I thought - if they just lie down and allow their homes to be destroyed, their lands confiscated, their fields bulldozed, and so on... then such policies will only become easier to implement.

But the Palestinians have not had a way to defend against this anyway. The only true defense they have are the Israeli groups who come to protect their fields from Jewish extremists, to link hands and protect their homes, to drive their produce and crafts to markets in Israel proper, and so on.

So non-violent resistence in this area could work, if it became more universal.

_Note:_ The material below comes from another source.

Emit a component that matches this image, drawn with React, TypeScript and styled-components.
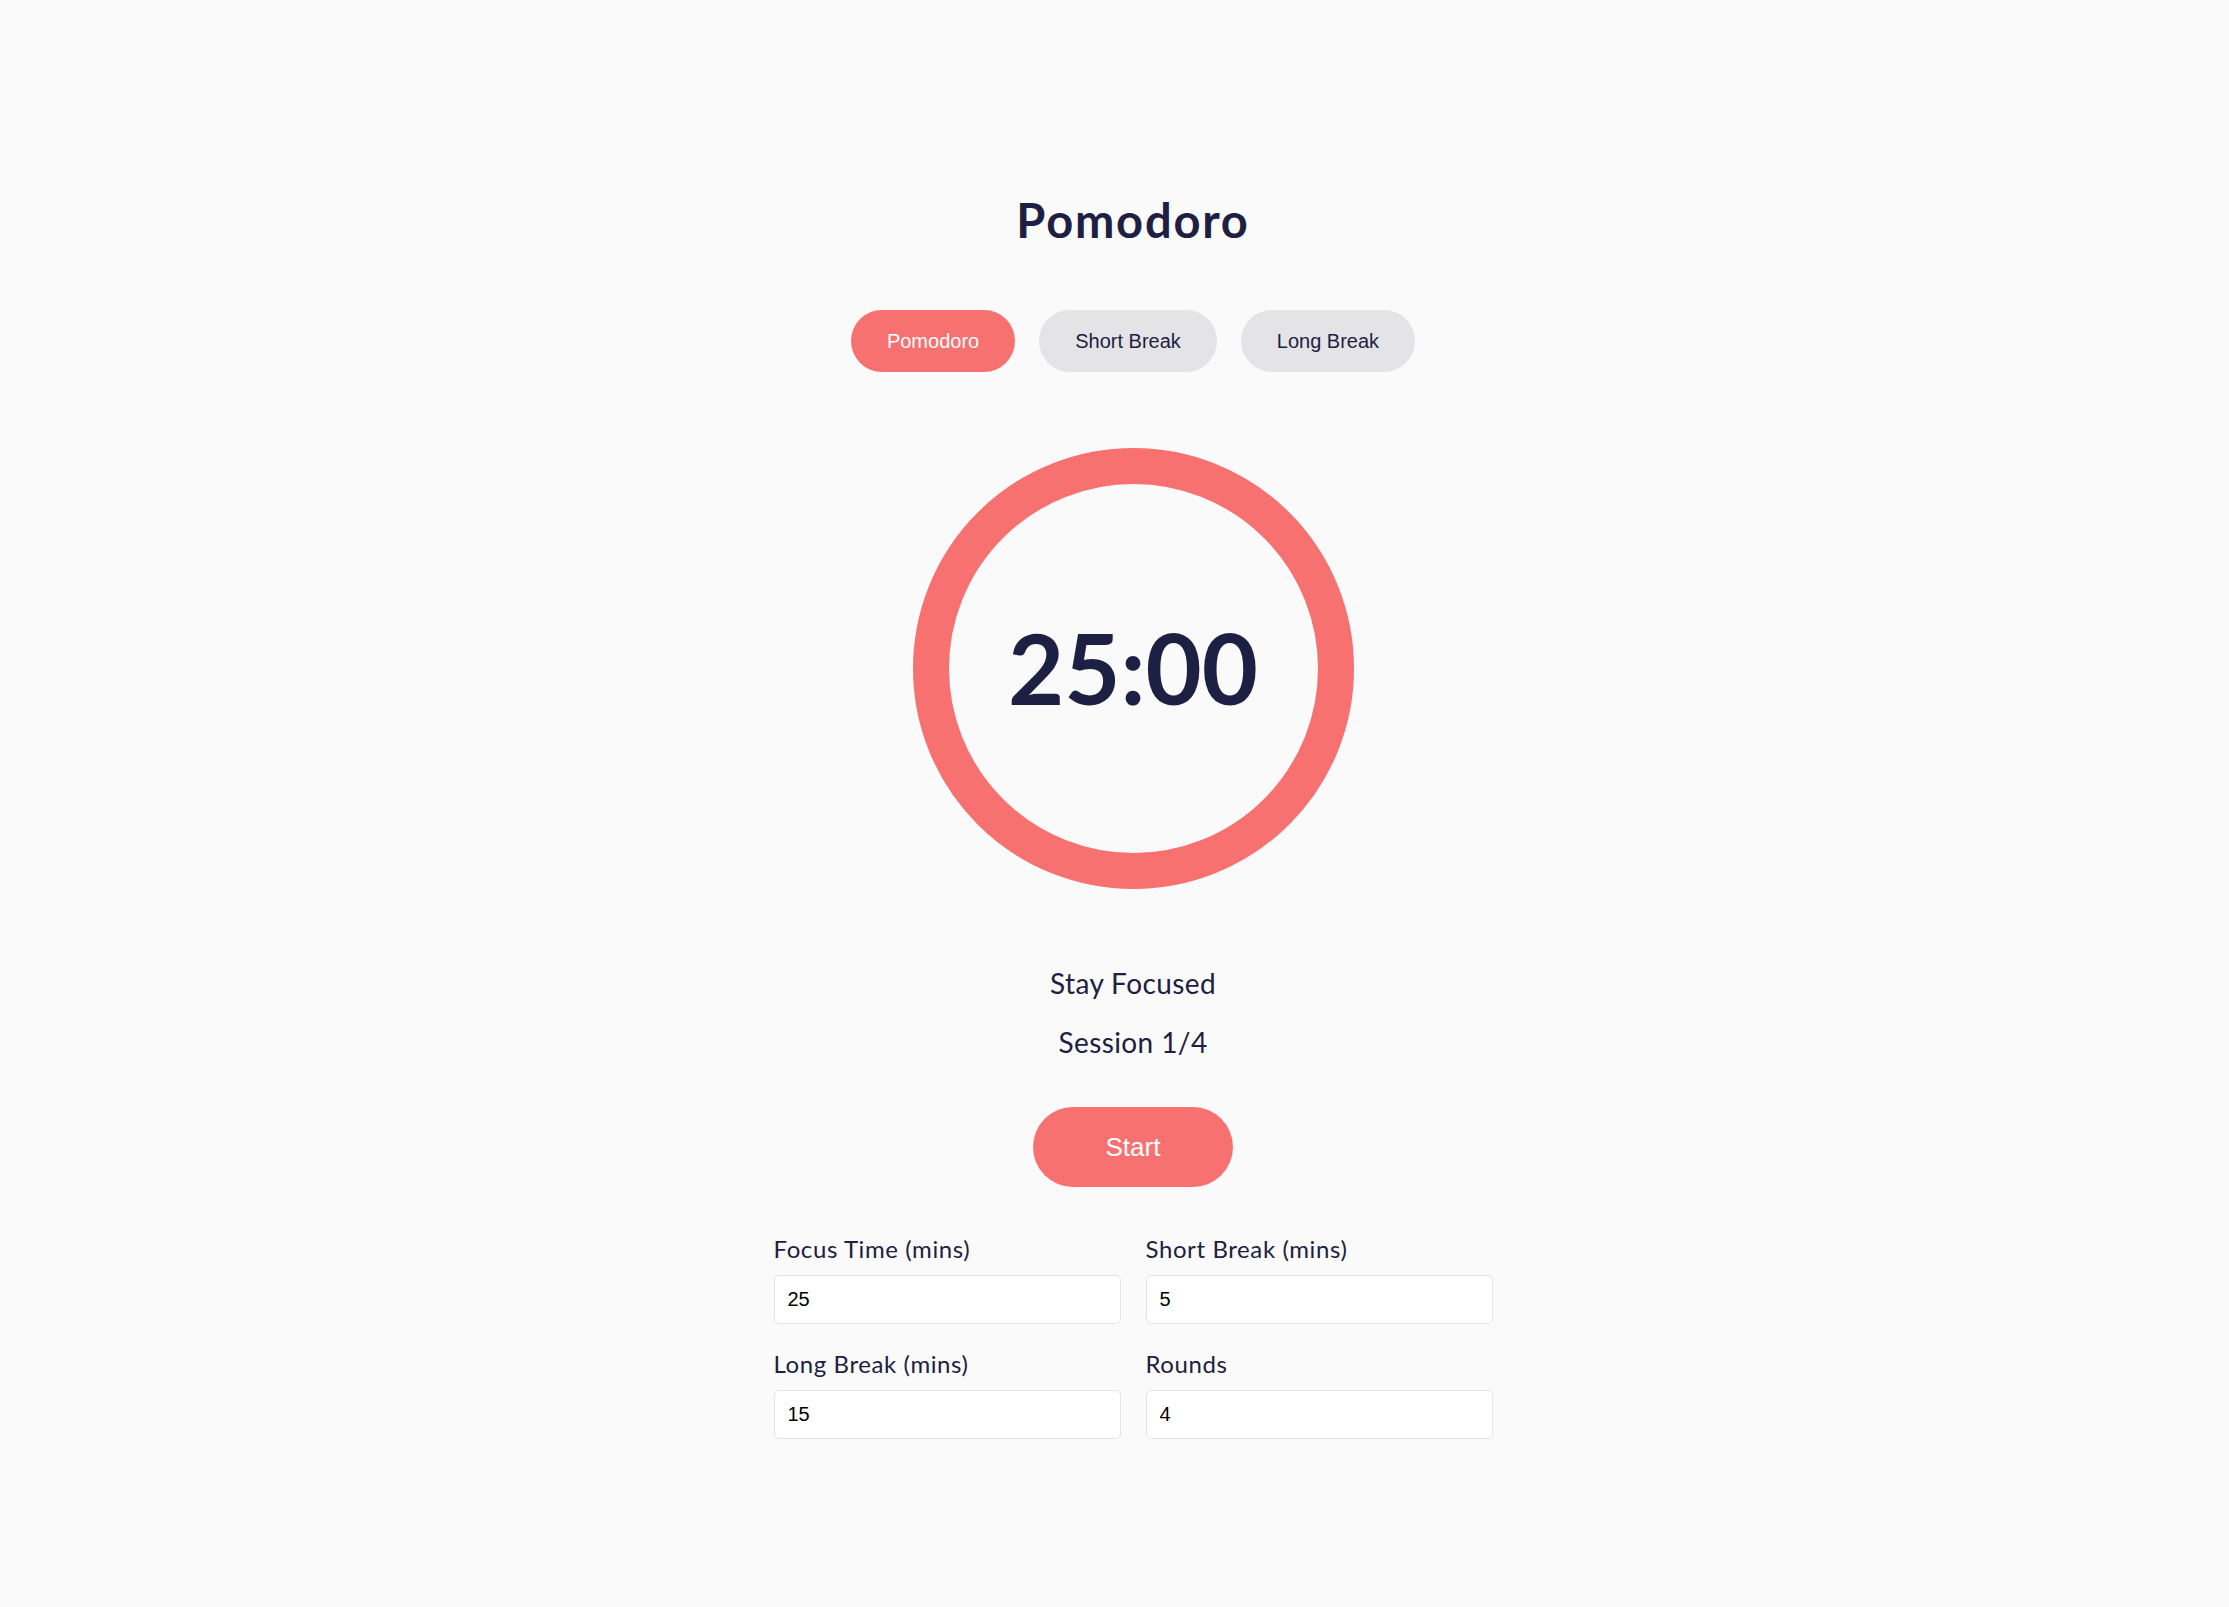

The only real "defense" they have now are terrorists groups, who can't really defend them so much as carry out tiny pricks of revenge elsewhere.
 

jewscout

Religious Zionist
But the Palestinians have not had a way to defend against this anyway.
wait...didn't the majority of the Arab world fight nearly a half dozen wars in an attempt to "liberate" Palestine? Which, in hindsight, seem to have been bids to gain political power for themselves, rather than actually caring at all about the Palestinian people.

and these terrorist groups you speak of...are the reason that Palestinians can't drive their goods to market...the traffic was not cut off until the last Intifada in 2000...before then such trafficing of goods was permitted.